◎ 刘永加
文坛刮起“黑旋风”
◎ 刘永加
现代著名作家成仿吾不但是新文化运动的一名闯将,还是鲜有的参加过万里长征的革命文化人之一。然而在民国时期,成仿吾却被批为“黑旋风”。
1923年5月的一期《努力》周报上刊出了徐志摩的几段“杂记”。徐志摩对中国新诗进行了批评:“新文学里最刺目的是一种‘形容癖’,例如说心,不是心湖就是心琴,不是浪涛汹涌,就是韵调凄惨,说下雨就是天在哭泣,比夕阳总是说血……”徐志摩这里引用的是郭沫若的诗句,语气充满调侃。他还讽刺郭沫若的诗为“假诗”,人为“假人”。
但此前不久,徐志摩曾先后致函两封给成仿吾,内里多有对郭沫若的赞颂之辞。为何刚刚写信称颂欣赏,现在却又讥讽挖苦呢?这激怒了创造社的成仿吾。
一个月后,《创造周报》上发表了成仿吾给徐志摩的一封信。信中措辞非常严厉:“你前回嘱我向沫若致意,你最近的信,还问他能不能往北京。你一方面对我们虚与委蛇,一方面又暗地里向我们射冷箭。志摩兄,我不想人之虚伪,一至于此!”成仿吾继续炮轰徐志摩:“你自己才是假人。而且你既攻击我们是假人,却还能称赞我们到那般田地,只有你才配当‘假人’的称号。我所最恨的是假人,所以我这回也不客气地把你的虚伪在这里暴露了,使天下后世人知道谁虚伪,谁是假人。”
成仿吾天性好斗,用郭沫若的话说,成仿吾是一阵“黑旋风”,是李逵。自创造社创建伊始,成仿吾即对鲁迅“抡板斧”了。1924年,成仿吾在文章中说《阿Q正传》是浅薄的纪实传记;《狂人日记》《孔乙己》《药》等均是“浅薄”“庸俗”的作品。成仿吾还说:“我们中国的堂·吉诃德(鲁迅),不仅得了神经错乱与夸大妄想诸症,而且同时还在‘醉眼陶然’;不仅见了风车要疑为神鬼,而且同时自己坐在虚构的神殿之上,装作鬼神而沉入了恍惚的境地。”他还称鲁迅是“有闲、有闲、有闲”的小资产阶级。
对此,鲁迅没有等闲视之,批评成仿吾说“先生手抡板斧,从《创造》的大旗下,一跃而出”,显然对这种“抡板斧排头砍去的李逵”作风甚是“憎恶”。因为成仿吾曾以三个“有闲”来形容鲁迅,鲁迅还将自己的一本杂文集命名为《三闲集》来反击成仿吾。
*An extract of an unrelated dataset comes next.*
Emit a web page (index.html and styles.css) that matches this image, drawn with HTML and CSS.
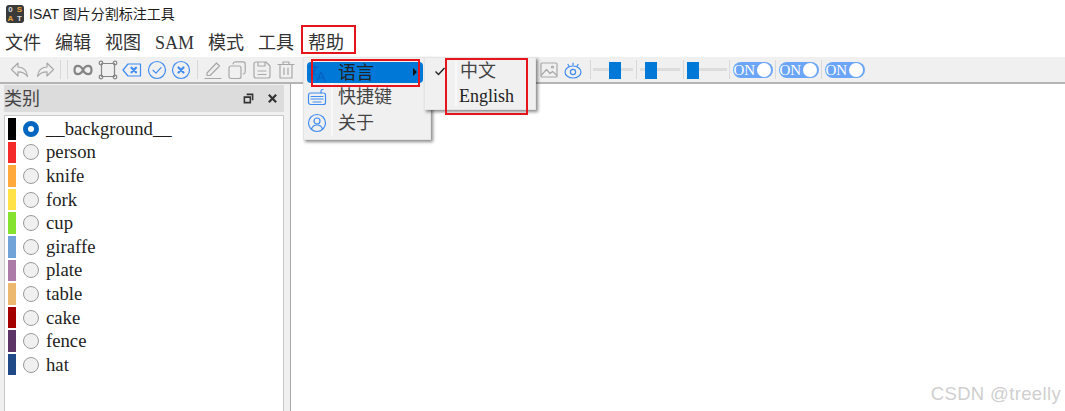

除了与徐志摩、鲁迅论战外,1932年,成仿吾在《学者的态度》《雅典主义》和《戏剧与手势》三文中又批评了胡适等三人在翻译上的错误,有人称之为“三板斧”。1923年《文艺旬刊》便影射成仿吾为“黑松林里跳出的李逵”。
“黑旋风李逵”这一绰号对成仿吾有一定的压力。而对此绰号敢于持肯定态度的却是梁实秋。梁实秋在1923年致成仿吾的信中说:“仿吾啊!李逵是一条好汉,是愈穷愈硬愈直的好汉。在现在这种乌烟瘴气的妖魔鬼怪的文艺界里,只有一个李逵,我还嫌少呢。”同时,梁实秋也向成仿吾提出忠告:“但是,仿吾,我们若要从事于这种打破一切文艺界里的虚伪的工作,我们的斧法切不宜乱,斧法乱则劳而无功,且将损及自身。”成仿吾回信说:“人家骂我是黑旋风,我自己也在又喜又愧。我想我的斧法可以不致再乱了,只是我希望朋友们多给我点刺激,使我把斧头磨得更尖利些。”
然而“黑旋风”并不是无情的,他的斧头并不是无悔的。当他听到鲁迅逝世的消息后,他为失去一位战友而悲痛,立即写了一篇《纪念鲁迅》的短文,对鲁迅作了高度的评价,可见他对鲁迅并没有芥蒂,可见革命者正直坦荡的胸怀。